The Jumpstart Our Business Startups Act, enacted into law on April 5, 2012, established the foundation for a regulatory structure for startups and small businesses to raise funds by offering and selling securities through “crowdfunding” without having to register the securities with the Securities and Exchange Commission (“SEC”) or state securities regulators.  In order to take advantage of this exemption for offerings of crowdfunded securities, an issuer must use the services of an intermediary that is either a broker registered with the SEC or a “funding portal” registered with the SEC.

Federal District Court Rules against Designation of MetLife as a “SIFI” under Dodd-Frank Act

On March 30, the D.C. federal District Court ruled against the designation by the Financial Stability Oversight Counsel (“FSOC”) of MetLife as a “systemically important financial institution” under the Dodd-Frank Act.  The FSOC has designated just four non-banks as SIFIs, but MetLife was the only one to file a lawsuit protesting it.

The overall impact of the ruling remains unclear, however, because it is under based on longstanding concerns about the protection of the firm’s proprietary business information and it widely anticipated that the FSOC will appeal the ruling.

FINRA Reports on Digital Investment Advice

On March 15, the Financial Industry Regulatory Authority (commonly referred to as “FINRA”) issued a Report that emphasizes that offerings of digital investment advice requires sound governance and supervision, including effective means of overseeing the suitability of recommendations, conflicts of interest, customer risk profiles and portfolio rebalancing.  The Report also outlines lessons for investors and states that training and education are crucial for financial professionals who use digital investment advice tools.  FINRA is the regulatory authority that is responsible, under the supervision of the U.S. Securities and Exchange Commission, for the oversight of broker-dealers.

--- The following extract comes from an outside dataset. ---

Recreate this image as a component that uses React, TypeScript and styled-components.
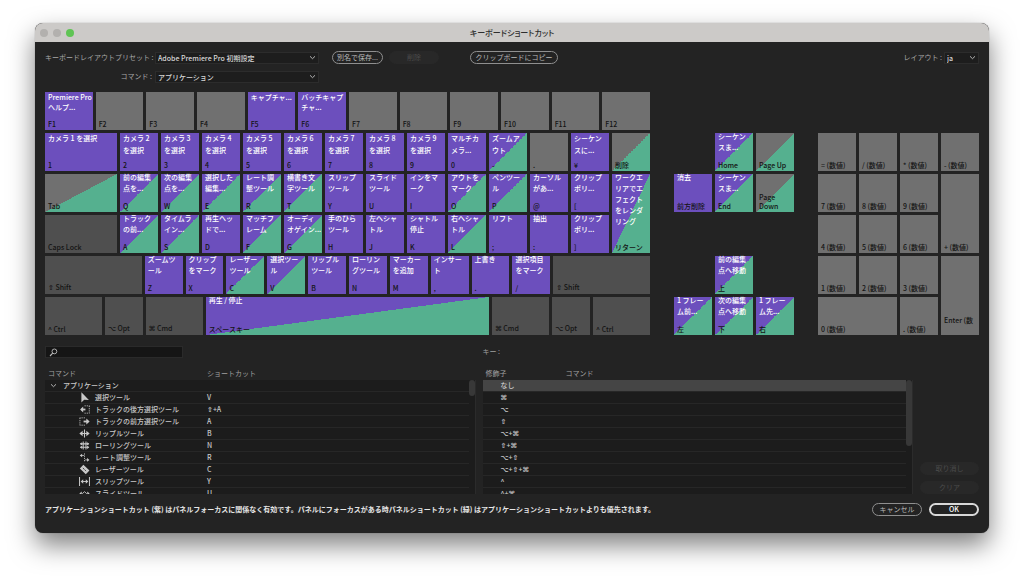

This Report is the most comprehensive commentary and guidance issued to date by any U.S. regulator regarding digital investment advice.  It merits careful consideration.

Although the rules discussed in the Report apply directly to broker-dealers, rather than investment advisers, the Report addresses the duties applicable to investment management services provided by broker-dealers as well as investment advisers.  Therefore, we expect that the principles and rules set forth in the Report are comparable to those that the SEC will apply to investment advisers that provide digital investment advice.  ReportPress Release.

Bureau of Consumer Financial Protection Issues Policy on No-Action Letters

On February 18, the Consumer Financial Protection Bureau issued a new policy statement on No-Action Letters.

Under the Policy, Bureau staff, in its discretion, would issue no-action letters (NALs) to specific applicants in instances involving “innovative financial products or services that promise substantial consumer benefit where there is substantial uncertainty whether or how specific provisions of statutes implemented or regulations issued by the Bureau would be applied.”

A NAL would advise the recipient that, subject to its stated limitations, the staff has no present intention to recommend initiation of an enforcement or supervisory action against the requester with respect to a specified matter. However, NALs would be subject to modification or revocation at any time at the discretion of the staff, and may be conditioned on particular undertakings by the applicant with respect to product or service usage and data-sharing with the Bureau. Also, NALs would be nonbinding on the Bureau, and would not bind courts or other actors who might challenge a NAL recipient’s product or service, such as other regulators or parties in litigation.

SEC Approves Interim Final Rules Implementing Two Provisions of the FAST Act

On January 13, the Securities and Exchange Commission announced that it approved interim final rules implementing two provisions of the Fixing America’s Surface Transportation (FAST) Act, adopted by Congress in December, that revise financial reporting forms for emerging growth companies and smaller reporting companies.

The Congressionally mandated rules revise Forms S-1 and F-1 to provide that as long as emerging growth companies’ registration statements include all required financial information at the time of the offering, they will be allowed to omit certain historical period financial information prior to the offering.  In addition, the rules revise Form S-1 to allow smaller reporting companies to use incorporation by reference for future filings the companies make under the federal securities laws after the registration statement becomes effective.

The interim final rules also include a request for comment on whether the rules should be expanded to include other registrants or forms.

The rules will become effective when published in the Federal Register and the public comment period will remain open for 30 days following their publication.